Friday, September 3, 2010

90210 - The Cavern

My friend was gracious enough to point out yesterday's date: 90210. This assumes, of course, that you're punctilious enough to include the preceding zero of the day, but not the month. Suspect.

I was sloshing back Ziegenbock in a plastic tumbler made to look like a legitimate beer glass wondering if the night held some sort of compensating experience. Xry (pron. "cry), the duo from San Antonio, placated me. A warped bass sound and electro squealch and very short shorts. It is at times like those that I regret my staunch, Baptist upbringing. Some twisted kind of nurture has left me with a level of self-consciousness too severe to ever dance when I feel like it.

Muhammad Ali from Houston spoke that neanderthalic rock language in which I am fluent. It is a tonal, confusing, but austere, nearly brutal language. It is nearly unintelligible and practically incommunicable, but vital to me. It is simplistic rock that defies logical measures of art, but somehow surpasses it.

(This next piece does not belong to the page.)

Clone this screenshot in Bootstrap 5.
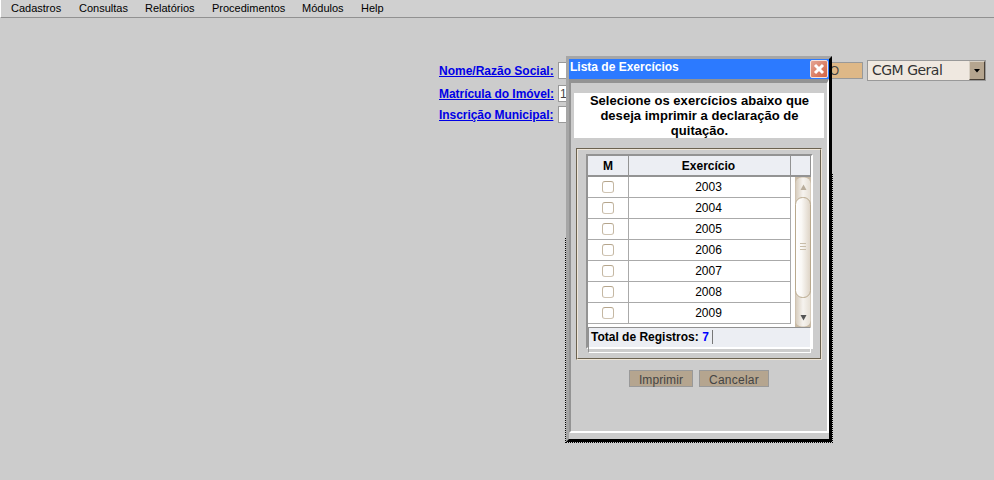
<!DOCTYPE html>
<html lang="pt-BR">
<head>
<meta charset="utf-8">
<title>Lista de Exercícios</title>
<link href="https://cdn.jsdelivr.net/npm/bootstrap@5.3.0/dist/css/bootstrap.min.css" rel="stylesheet">
<style>
body{width:994px;height:480px;overflow:hidden;background:#ccc;color:#000;font:12px/15px "Liberation Sans",Arial,sans-serif}
.menubar{height:18px;background:#d0d0d0;border-bottom:1px solid #919191;border-left:1px solid #fff;padding-left:10px;font-size:11px;line-height:16px}
.menubar a{color:#000;text-decoration:none;white-space:nowrap}
.m-a{width:68px}.m-b{width:66px}.m-c{width:67px}.m-d{width:90px}.m-e{width:59px}
.form-area{padding:42px 8px 0 439px;height:120px}
.field-label{color:#0000e6;font-weight:bold;width:119px;white-space:nowrap;text-decoration:underline}
.label-low{margin-top:2px;letter-spacing:-.05px}
.entry{background:#fff;border:1px solid #999;width:90px;height:17px;padding-left:1px;color:#444;line-height:16px}
.entry-top{margin-top:2px}
.entry-tan{background:#deb887;width:211px;text-align:right;padding-right:23px;margin-right:4px}
.form-line{margin-top:4px}
.picker{width:119px;height:21px;background:#efe8e0;border:1px solid #999;font:14px/18px "DejaVu Sans",sans-serif;letter-spacing:-.5px;color:#333;padding-left:4px}
.picker-arrow{width:16px;height:19px;background:#b5a58f;border:1px solid;border-color:#d8d0c4 #494036 #494036 #d8d0c4}
.ghost{left:565px;top:174px;width:268px;height:269px;border:1px dotted #000;border-top:0}
.ghost-mask{left:565px;top:174px;width:1px;height:64px;background:#ccc}
.win{left:566px;top:56px;width:266px;height:386px;border:3px solid;border-color:#a6a6a6 #000 #000 #a6a6a6;background:#ccc}
.win-title{height:20px;background:#2c7aff;color:#fff;font-weight:bold;padding:1px 1px 0 1px;line-height:14px}
.win-body{height:354px;border:2px solid;border-color:#939393 #fff #fff #939393;border-top-width:4px;padding:10px 3px 0}
.notice{background:#fff;height:45px;width:250px;padding-left:1px;font-size:13px;font-weight:bold;text-align:center;letter-spacing:.03px}
.frame{width:246px;height:212px;margin:10px 0 0 2px;border:1px solid;border-color:#6b6250 #efe6d8 #efe6d8 #6b6250}
.frame-in{height:100%;border:1px solid;border-color:#efe6d8 #6b6250 #6b6250 #efe6d8;padding:4px 0 0 8px}
.grid-box{width:227px;height:195px;border:2px solid;border-color:#939393 #fff #fff #939393;background:#fff}
.grid-head{height:21px;background:#eceef3;border-bottom:2px solid #939393;font-weight:bold;text-align:center;line-height:20px}
.grid-head div{border-right:1px solid #939393}
.c1{width:41px}.c2{width:162px;padding-right:2px}.c3{width:20px}
.grid-row{height:21px;width:203px;border-bottom:1px solid #aaa;text-align:center;line-height:20px}
.grid-row div{border-right:1px solid #aaa}
.tick{width:12px;height:12px;margin:4px 0 0 14px;display:block;border:1px solid;border-color:#b5a58c #c5b8a3 #cfc4b3 #c5b8a3;border-radius:3px;background:#fff}
.rows{height:150px}
.grid-foot{width:223px;height:26px;border:1px solid;border-color:#919191 #fff #fff #919191;background:#ccc}
.total{height:21px;background:#eceef3;border-bottom:2px solid #fff;font-weight:bold;padding-left:2px;line-height:18px}
.total b{color:#00f}
.caret{width:1px;height:14px;background:#777;margin:2px 0 0 3px}
.actions{margin:10px 0 0 55px;gap:6px}
.act{height:17px;border:1px solid #999;background:#b5a58f;color:#444;font-size:12px;line-height:18px;padding:0;text-align:center;border-radius:0;letter-spacing:.25px}
.act-a{width:64px;letter-spacing:.1px}.act-b{width:70px}
</style>
</head>
<body>
<nav class="menubar d-flex">
<a href="#" class="m-a">Cadastros</a><a href="#" class="m-b">Consultas</a><a href="#" class="m-c">Relatórios</a><a href="#" class="m-d">Procedimentos</a><a href="#" class="m-e">Módulos</a><a href="#">Help</a>
</nav>
<main class="form-area">
<div class="d-flex align-items-start">
<a href="#" class="field-label mt-1">Nome/Razão Social:</a><div class="entry entry-top">&nbsp;</div><div class="entry entry-top entry-tan ms-1">DO</div>
<div class="picker d-flex justify-content-between"><span>CGM Geral</span><span class="picker-arrow d-flex align-items-center justify-content-center"><svg width="6" height="4"><path d="M0 0H6L3 3.5Z"/></svg></span></div>
</div>
<div class="d-flex form-line"><a href="#" class="field-label label-low">Matrícula do Imóvel:</a><div class="entry">1</div></div>
<div class="d-flex form-line"><a href="#" class="field-label label-low">Inscrição Municipal:</a><div class="entry">&nbsp;</div></div>
</main>
<div class="ghost position-absolute"></div><div class="ghost-mask position-absolute"></div>
<section class="win position-absolute">
<header class="win-title d-flex justify-content-between"><span>Lista de Exercícios</span>
<svg width="18" height="18" viewBox="0 0 18 18"><defs><linearGradient id="red" x2="1" y2="1"><stop stop-color="#e5a797"/><stop offset="1" stop-color="#d2603f"/></linearGradient></defs><rect x=".5" y=".5" width="17" height="17" rx="1.5" fill="url(#red)" stroke="#f3e3df"/><path d="M5 5L13 13M13 5L5 13" stroke="#fff" stroke-width="3"/></svg></header>
<div class="win-body">
<div class="notice">Selecione os exercícios abaixo que deseja imprimir a declaração de quitação.</div>
<div class="frame"><div class="frame-in"><div class="grid-box">
<div class="grid-head d-flex"><div class="c1">M</div><div class="c2">Exercício</div><div class="c3"></div></div>
<div class="rows d-flex justify-content-between"><div>
<div class="grid-row d-flex"><div class="c1"><span class="tick"></span></div><div class="c2">2003</div></div>
<div class="grid-row d-flex"><div class="c1"><span class="tick"></span></div><div class="c2">2004</div></div>
<div class="grid-row d-flex"><div class="c1"><span class="tick"></span></div><div class="c2">2005</div></div>
<div class="grid-row d-flex"><div class="c1"><span class="tick"></span></div><div class="c2">2006</div></div>
<div class="grid-row d-flex"><div class="c1"><span class="tick"></span></div><div class="c2">2007</div></div>
<div class="grid-row d-flex"><div class="c1"><span class="tick"></span></div><div class="c2">2008</div></div>
<div class="grid-row d-flex"><div class="c1"><span class="tick"></span></div><div class="c2">2009</div></div>
</div>
<svg width="16" height="150" viewBox="0 0 16 150"><defs><linearGradient id="track"><stop stop-color="#d6cbbb"/><stop offset=".5" stop-color="#f6f3ef"/><stop offset="1" stop-color="#e6dfd4"/></linearGradient><linearGradient id="thumb"><stop stop-color="#fff"/><stop offset=".4" stop-color="#faf8f5"/><stop offset="1" stop-color="#ddd3c5"/></linearGradient></defs>
<rect width="16" height="150" fill="#c9bba6"/><rect x=".5" y=".5" width="15" height="149" rx="6" fill="url(#track)"/><rect x=".5" y="20.5" width="15" height="100" rx="7" fill="url(#thumb)" stroke="#b9a98d"/>
<path d="M5.5 13H11.5L8.5 7.5Z" fill="#b9ad9b"/><path d="M5.5 138H11.5L8.5 143.5Z" fill="#555"/><path d="M5 66.5H11M5 69.5H11M5 72.5H11" stroke="#c8bda9"/></svg>
</div>
<div class="grid-foot"><div class="total d-flex"><span>Total de Registros: <b>7</b></span><span class="caret"></span></div></div>
</div></div></div>
<div class="d-flex actions"><button class="act act-a">Imprimir</button><button class="act act-b">Cancelar</button></div>
</div>
</section>
<script src="https://cdn.jsdelivr.net/npm/bootstrap@5.3.0/dist/js/bootstrap.bundle.min.js"></script>
</body>
</html>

I have heard a lot about Leg Sweeper in the past couple of months. A drums, guitar, vocals duo that follows closely in the vein of other drums, guitar, vocals duos; thankfully so, if you were to ask me. Everybody crowded around the Cavern stage, which is something I haven't seen for a while: the emptiness existing behind the crowd, in the back of the room. "Energy" is bound to come up in all of their reviews, so I mention it here reluctantly. But there was a sufficient hyperactivity to obviate technical deficiencies.